Elise Fleming lists alkanet root as a period food dye, and Gill Darby
says, "It is a dyestuff that has been used since ancient times..." p. 18.
John and Margaret Cannon explain: "Alkanet . . . use is mentioned in Graeco-Egyptian
papyri from the third century A.D. It was used for cosmetic purposes in
ancient Greece and Rome, and as a wine colorant until very recently..."
According to J. N. Lilies, "Madder (R. tinctorium) . . . was
grown in very limited areas in Italy for wool dyeing as early as 50 A.D.,
and in Belgium, Holland, France, and Northern Spain by the eighth century..."
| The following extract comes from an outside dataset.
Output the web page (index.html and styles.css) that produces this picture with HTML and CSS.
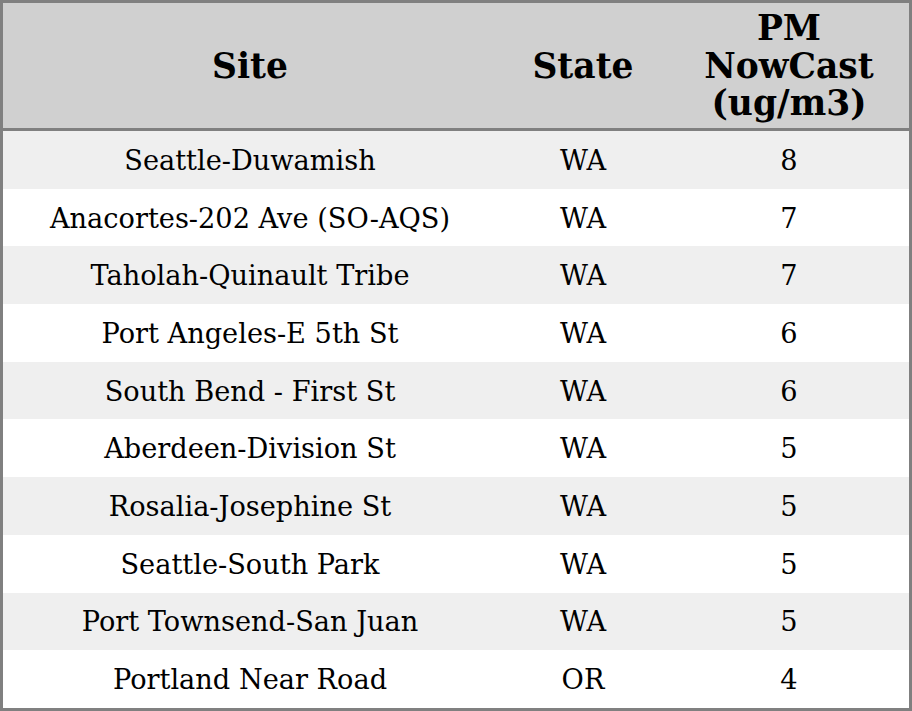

p. 104. Jenny Dean ads, "Madder is one of the most ancient dyes and its
existence can be traced as far back as the Indus civilization of around
3000 BCE. Madder was cultivated throughout Europe and the Middle East,
and the finest quality dyestuff came from Turkey, Holland, and France"
(p. 124) Su Grierson gives extensive evidence for the use of Madder in
12th to 15th century Scotland, and also mentions its presence at the Viking-age
Copppergate excavations in York.
Logwood, a New World dye, was apparently introduced into Europe very
quickly. Gill Dalby mentions that "The use of logwood was prohibited by
law in England from 1581-1662" (p. 23); the Cannons say that "it was imported
into England by the middle of the sixteenth century."
Cochineal bugs and the resulting dye were discovered by Europeans in
1518, according to Gill Dalby, and cochineal reds are similar to those
from "Polish cochineal, Porphyrophora polonica, [which] was commonly used
in Europe before the advent of cochineal from America," p. 19. Cochineal
is chemically similar to kermes, the most popular insect based red of the
middle ages, which is now endangered and seldom obtainable.
J.N. Lilies says, "Turmeric (Curcuma longa or "Indian saffron,"
was used from earliest times, at least in India and China, for bright clear
yellows and greens..." p. 33; Lilies also mentions it being "thickened
with gum" and painted on objects to be dyed. Johna and Margaret
Cannon give one reference to using it as a colorant in Europe, slightly
postperiod, from Hugh Plat's Delights for Ladies, in which a decoction
of warm "tumeric, rhubarb or barberry tree" is applied to the hair after
washing with alum (p. 106).
Saffron was widely used to color foods yellow in period. A few examples
from Harleian MS. 279: "Hennys in Gauncelye... an coloure it with Safroun..."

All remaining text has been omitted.